My mother, Belvia Sue Holt Tate, is also a writer. She kept this little secret for a long time, amid her other notable hobbies of painting and gardening. I recall her taking literature and writing classes at the local community college when I was a little girl and how vivid the narrative about her daddy came to life. By then my parents and I were living back on the land my grandfather farmed near my Grandma Pearlie. My grandfather, Crebo (they called him since he was a child), passed away when I was a baby. Suddenly, my practical grandmother, ever the caregiver, was rattling around in her little grey house all by herself, surrounded by the memories of all she had lost. I became her purpose. Mornings, evenings, and summer days were for Pearlie’s house; where I baked mudpies, played with dolls, and watched Pearlie dress her long white tresses in rollers.
I was in second or third grade, probably around 1993 when I started writing short stories and poems. I would sit by Pearlie’s chair in the living room, next to the heat vent on the floor and weave words to the sound of the morning news.
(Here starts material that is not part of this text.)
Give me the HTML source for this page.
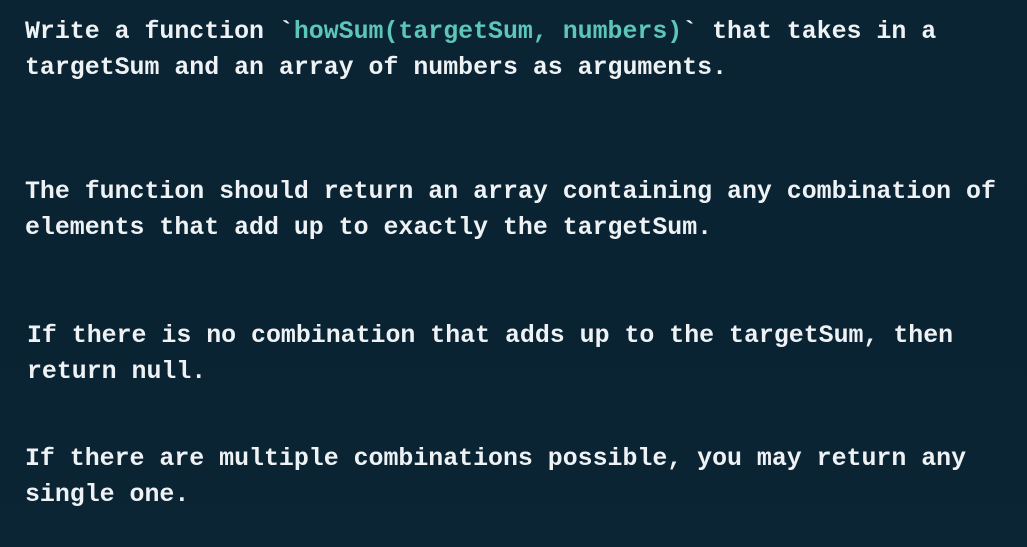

Weather report by one Mr. Willard Scott, of course. When I got older, I would sit on her porch and journal about how life wasn’t fair, and I hated my parents because we were moving. We moved to Bedford County, under the shadow of the Peaks of Otter, just a few miles from Kelso’s Mill as the crow flies. And Pearlie, she came with us. And my mama took care of her, just like she did for her own mother. As a teenager I could hardly wrap my mind around it, how my mama had watched her mama do the same thing in their home years before. Preparing meals for everyone, doing the cleaning and the laundry, shuttling Pearlie to doctors’ appointments and me to everything under the sun. All the while working and going to school. She didn’t have time to write or paint then, or really anything for herself except working in her garden, which she tells me was therapy. It wasn’t until Pearlie died, and I was grown, and mom had faced incredible life-changing experiences, that she wrote her story. Now, even still, she teaches me about being a caregiver to others, but perhaps even more to myself. To not lose the essence of who I am even as I grow as a wife, a mother, and a daughter.
A question was raised in Sunday School, “Can you think of someone who has made a huge sacrifice for you, who was it and why?” And the point was raised that our parents make countless sacrifices we know nothing about, nor do we understand until we are much older. I come from a long line of strong women who knew the undeniable truth of self-sacrifice. I come from a long line of women who were incredible caregivers and sacrificed so much of themselves for the good of their children and their parents as they aged. I hope I can be as strong as them. I hope I can see the beauty in small details, like Pearl, even when life gets ugly. I hope I can find my way to nurturing forgiveness in the middle of the mundane like Shirley. I hope I can make time for my son in flurry of responsibility like my mama did for me. And I hope, I always have the words to share the stories of courage, sacrifice, forgiveness, and love.